I don't mean to come off sounding like a fanatical grammarian possessed by the reactionary spirit of old Miss Mapes, my 5th grade teacher at Lakeside School in 1961 and a stickler for rules. A slavish devotion to rules can actually interfere with expression. Thomas Jefferson, perhaps the greatest literary stylist in American political history, recognized that. When preparing his first State of the Union Message, he sent a draft to James Madison for comment, asking his friend and fellow Virginian to pay special heed to the language: "Where strictness of grammar does not weaken expression, it should be attended to in complaisance to the purists of New England. But where by small grammatical negligences the energy of an idea is condensed, or a word stands for a sentence, I hold grammatical rigor in contempt."
Jefferson knew correct grammar and so could knowingly violate it to achieve a desired effect. Students lack this kind of pinpoint control over their writing. In a recent batch of papers, mine spelled Santa Claus as "Santa Clause," donor as "doner," and dilemma as "delima," used possessives without apostrophes, and wrote sentences without predicates. They didn't make these mistakes on purpose. They made them because they don't know any better. Whatever rules of writing they were once taught--and I assume they were taught some--they have pretty much forgotten. They blunder about the snow-white pages like early Arctic explorers searching in a blinding blizzard and with a broken compass for a nonexistent route.
Whose fault is this? Many experts say it is at least partly television's. I might as well, too, and for all the obvious reasons: Television corrupts taste, promotes passivity, and privileges pictures over words. Also, the endless hours spent watching it could be better spent in reading and reflection--that is, absorbing the qualities of good writing, fixing them in one's mind. I myself learned grammar through some such process of literary osmosis. Reading can repair a lot of the damage done in the past by poor teachers or a student's own laziness and inattention.
|Clear writing has become increasingly rare, a lost art, like scrimshaw or persiflage.|
Unfortunately, the reading material lying around the waiting room of life is often junk--incompetently written at best and incomprehensibly written at worst. Just the other day, The New York Times, the self-proclaimed paper of record, published a banner headline on the front page of its sports section that was mispunctuated: "Season Is On, Now It's Who, What, When, and Where?" The first independent clause ("Season Is On") required a firmer stop than a mere comma to separate it from the second independent clause ("Now It's Who, What, When, and Where?"). A colon, semicolon, or even a dash would have sufficed. As punctuated, the headline turned the professional basketball season into a question mark, and the news into gibberish.
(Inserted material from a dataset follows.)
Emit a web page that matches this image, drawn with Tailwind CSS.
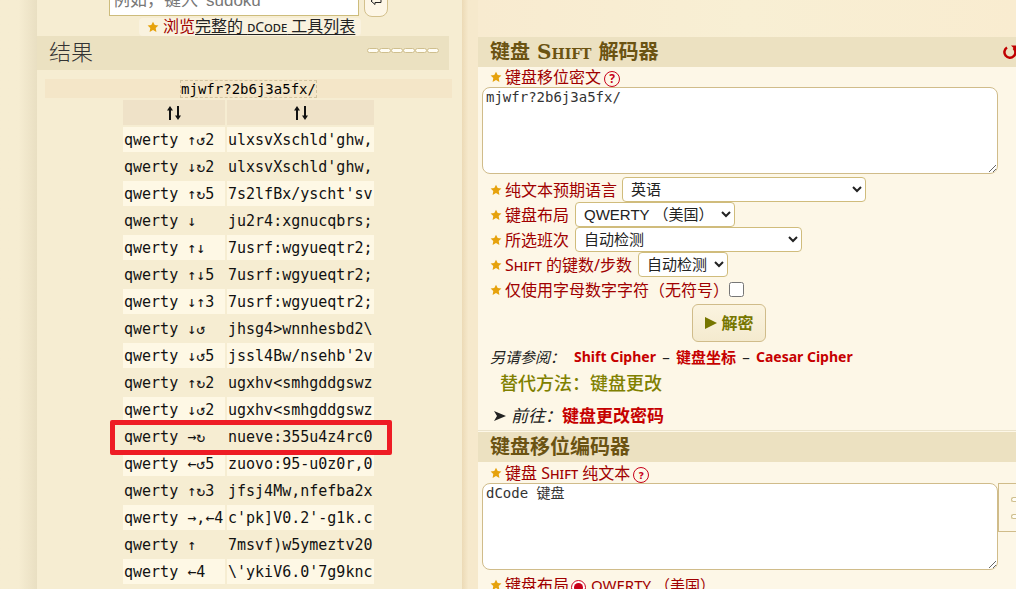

Students grow up today inundated with print messages, but many of these are commercial in character and of little or no value as models of good writing. I'm convinced, for example, that one reason why student essays are so riddled with incomplete sentences is that advertising copy generally is. Scraps of language darkly glittering on glossy paper. A few simple, insidious phrases. Arranged in brief lines to catch the eye. And, of course, sell something.
Overexposure to the fraudulent charm of commercial prose can condition students to write almost entirely in sentence fragments. Perhaps even worse, though, is what they learn--or don't learn--about writing at school. If the notices they bring home in their backpacks are any indication, they are being subjected in class to all kinds of linguistic depravity.
From the high school comes a letter containing the sentence, "Selecting a class ring is a regarding choice," which, frankly, reads like it was written by someone who has never opened a dictionary or even knows what one is. From the physical education department comes another letter that commits more errors than the butterfingered infield of a Little League team, including two in spelling, nine in punctuation, and four in tense agreement. And just when I'm saying to myself with relief, "Well, at least these people don't teach English," along comes a letter from an English teacher that refers to "youse," as in that favorite phrase of mobster movies, "Youse guys."
I think it isn't asking too much that teachers at all grade levels and in all disciplines be literate. Until they are, they will embarrass themselves and their profession, as well as disserve their students. Teachers' unions, school boards, and colleges of education need to acknowledge that a problem exists here, and do something to solve it. For the colleges, this may mean tighter admission standards and a tougher curriculum, while for the unions and school boards, it may mean better hiring practices, more staff development, and, in cases of recalcitrant teachers, excommunication.
As for students, they should write, write, write, and read, read, read (the New York state board of regents recently recommended that high schoolers read 25 books a year). All teachers, no matter what their subject areas, should regularly assign writing and then collect and critique the assignments, not just put a check on them. Moreover, spelling and grammar should count. This would emphasize to students the fact that abiding by certain rules is as helpful in writing as it is in games and sports. Students wouldn't disobey the rules when playing tennis or Nintendo. Why should writing, a far more complicated and delicate act, be any different?
Society has a right to expect that the graduates of its public schools will be able to construct a grammatical sentence. The graduates themselves have a right to the power inherent in full literacy. But many I encounter in my classes have emerged powerless from their prior schooling. They never mastered the ground rules of English, and now feel diminished by their ignorance.
In the end, democracy isn't about doing your own thing. It is about giving people the opportunity and the tools--including the writing tools--to make their voices heard.
Howard Good is the coordinator of the journalism program at the State University of New York at New Paltz and serves on the board of education in the Highland (N.Y.) Central School District. He is the author of five books, including Girl Reporter: Gender, Journalism, and the Movies (Scarecrow Press, 1998).